Taking an immutable approach to your infrastructure helps limit the scope of changes that build up.
When we say a resource is immutable, we mean instead of updating it in place, we provision an entirely new version. For example, if we need to update the software on the system, instead of pulling new files to the running system we create a new disk image containing the changes we want our system to have and launch new ones.
Immutability is not a binary notion. Some amount of state (e.g., memory) must be changing in the system in order for it to run. We strive to find a balance around a usable system and the least amount of state.
Practical Example |
---|
We consider short-lived containers to be table stakes. These boot from a known state (the container image), run a single process (or few), and are replaced often. A way to increase the immutability would be to use a read-only disk. This removes an entire class of system modification and brings awareness to the kind of data landing on disk. |
An effect of adopting an immutable architecture is being guided toward more minimal systems. Using the example above, since we boot frequently, we want fast boot times.
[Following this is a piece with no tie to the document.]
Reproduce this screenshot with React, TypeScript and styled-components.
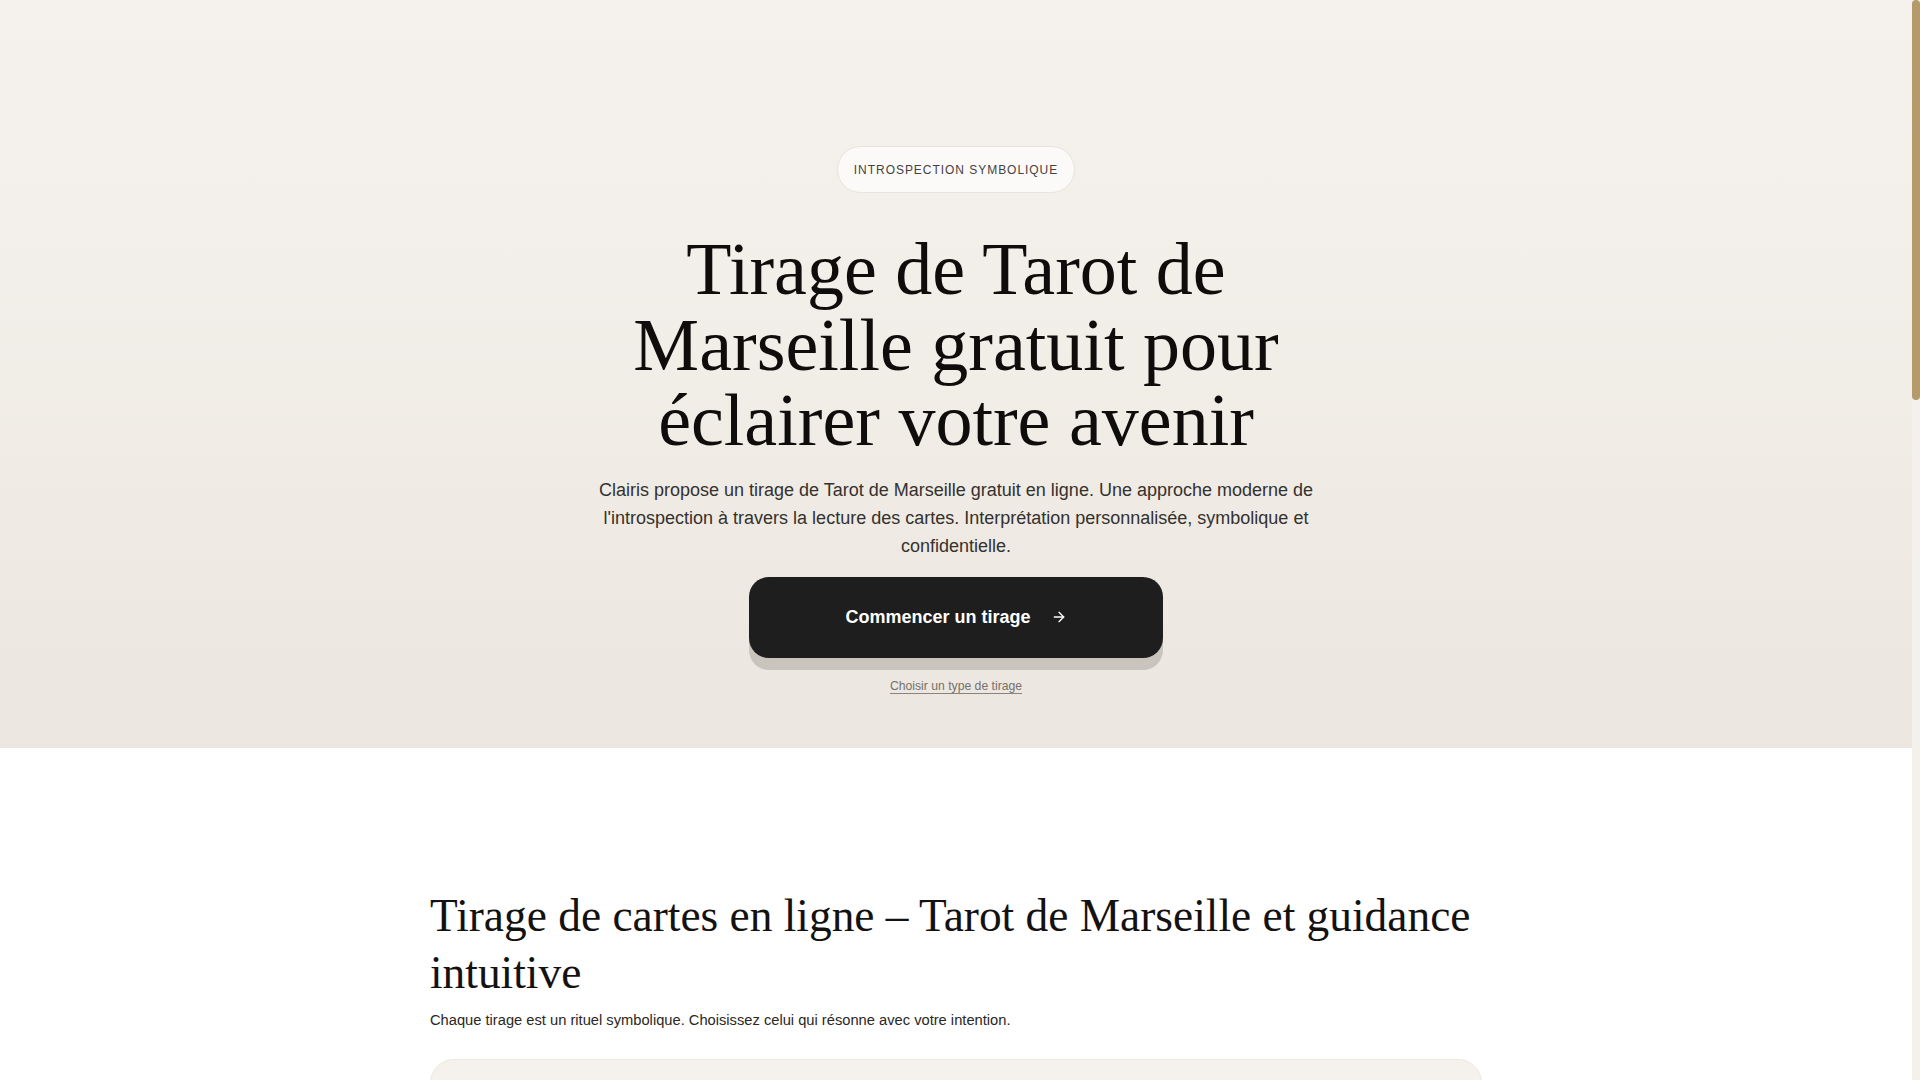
import React from "react";
import styled, { createGlobalStyle } from "styled-components";
import { ArrowRight } from "lucide-react";

const GlobalStyle = createGlobalStyle`
  html, body {
    margin: 0;
    padding: 0;
    font-family: "Liberation Sans", Arial, sans-serif;
    color: #1c1a18;
  }
  body { padding-right: 8px; background: #f4f1ec; }
  #root { background: #ffffff; }
  * { box-sizing: border-box; }
  ::-webkit-scrollbar { width: 0; height: 0; }
`;

const ScrollThumb = styled.div`
  position: fixed;
  top: 0;
  right: 0;
  width: 8px;
  height: 400px;
  border-radius: 4px;
  background: #b59a6a;
  z-index: 10;
`;

const Hero = styled.section`
  display: flex;
  flex-direction: column;
  align-items: center;
  padding: 146px 24px 55px;
  background: linear-gradient(180deg, #f5f2ed 0%, #f1ede7 50%, #ebe6df 100%);
  text-align: center;
`;

const Badge = styled.span`
  display: inline-flex;
  align-items: center;
  height: 47px;
  padding: 0 16px;
  border-radius: 999px;
  background: #fbfaf8;
  border: 1px solid #e7e3dd;
  font-size: 12px;
  letter-spacing: 0.08em;
  color: #46423d;
  text-transform: uppercase;
`;

const Title = styled.h1`
  margin: 39px 0 0;
  max-width: 720px;
  font-family: "Liberation Serif", "Times New Roman", serif;
  font-weight: 400;
  font-size: 74px;
  line-height: 75.5px;
  color: #0f0d0b;
`;

const Lead = styled.p`
  margin: 17px 0 0;
  max-width: 720px;
  font-size: 18px;
  line-height: 28px;
  color: #34312e;
`;

const CtaButton = styled.button`
  margin-top: 17px;
  display: inline-flex;
  align-items: center;
  justify-content: center;
  gap: 20px;
  width: 414px;
  height: 81px;
  border: none;
  border-radius: 20px;
  background: #1e1e1e;
  color: #ffffff;
  font-family: "Liberation Sans", Arial, sans-serif;
  font-size: 18px;
  font-weight: 700;
  box-shadow: 0 12px 0 #c9c4bc;
  cursor: pointer;
`;

const SubLink = styled.a`
  margin-top: 21px;
  font-size: 12.2px;
  color: #77716a;
  text-decoration: underline;
  text-underline-offset: 3px;
  text-decoration-color: #8a847c;
`;

const Section = styled.section`
  background: #ffffff;
  padding: 140px 24px 160px;
`;

const Container = styled.div`
  max-width: 1052px;
  margin: 0 auto;
`;

const SectionTitle = styled.h2`
  margin: 0;
  font-family: "Liberation Serif", "Times New Roman", serif;
  font-weight: 400;
  font-size: 45.4px;
  line-height: 57.5px;
  color: #141210;
`;

const SectionIntro = styled.p`
  margin: 6px 0 0;
  font-size: 14.7px;
  line-height: 22px;
  color: #2a2724;
`;

const CardList = styled.div`
  margin-top: 28px;
  display: flex;
  flex-direction: column;
  gap: 24px;
`;

const Card = styled.article`
  display: flex;
  flex-direction: column;
  gap: 14px;
  padding: 40px 44px;
  min-height: 380px;
  border-radius: 24px;
  background: #f5f2ed;
  border: 1px solid #ece8e2;
`;

const CardTag = styled.span`
  font-size: 12px;
  letter-spacing: 0.08em;
  text-transform: uppercase;
  color: #8a7a5c;
`;

const CardTitle = styled.h3`
  margin: 0;
  font-family: "Liberation Serif", "Times New Roman", serif;
  font-weight: 400;
  font-size: 32px;
  color: #1a1816;
`;

const CardText = styled.p`
  margin: 0;
  max-width: 640px;
  font-size: 15px;
  line-height: 24px;
  color: #3a3733;
`;

const cards = [
  {
    tag: "1 carte",
    title: "Tirage en une carte",
    text: "Une réponse simple et directe pour éclairer une question du moment.",
  },
  {
    tag: "3 cartes",
    title: "Passé, présent, avenir",
    text: "Explorez l'évolution d'une situation à travers trois arcanes du Tarot de Marseille.",
  },
  {
    tag: "5 cartes",
    title: "Tirage en croix",
    text: "Une lecture complète pour comprendre les forces en présence et la synthèse de votre situation.",
  },
];

export default function App() {
  return (
    <>
      <GlobalStyle />
      <ScrollThumb aria-hidden="true" />
      <Hero>
        <Badge>Introspection symbolique</Badge>
        <Title>Tirage de Tarot de Marseille gratuit pour éclairer votre avenir</Title>
        <Lead>
          Clairis propose un tirage de Tarot de Marseille gratuit en ligne. Une approche moderne de
          l'introspection à travers la lecture des cartes. Interprétation personnalisée, symbolique et
          confidentielle.
        </Lead>
        <CtaButton>
          Commencer un tirage
          <ArrowRight size={16} strokeWidth={2} />
        </CtaButton>
        <SubLink href="#tirages">Choisir un type de tirage</SubLink>
      </Hero>
      <Section id="tirages">
        <Container>
          <SectionTitle>Tirage de cartes en ligne – Tarot de Marseille et guidance intuitive</SectionTitle>
          <SectionIntro>
            Chaque tirage est un rituel symbolique. Choisissez celui qui résonne avec votre intention.
          </SectionIntro>
          <CardList>
            {cards.map((c) => (
              <Card key={c.title}>
                <CardTag>{c.tag}</CardTag>
                <CardTitle>{c.title}</CardTitle>
                <CardText>{c.text}</CardText>
              </Card>
            ))}
          </CardList>
        </Container>
      </Section>
    </>
  );
}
Since we want fast boot times, we want small disk images that can transfer quickly over the network. The way to make the disk smaller is to remove as much as possible and we end up with distroless images which contain almost nothing besides a static binary. The more minimal, the less opportunity for drift.
The Twelve-Factor App
Build infrastructure in the spirit of and to support ⎋the Twelve-Factor methodology. We should be architecting our delivery and deployment pipelines with this view and pushing back against changes which undermine this methodology.
[^1]: There's no single strategy. Managing slow tests is complicated topic. You need to weigh the risks of getting slow feedback for each component to arrive at a place that feels comfortable.
[^2]: This hints at the limitations of doing "root cause analysis".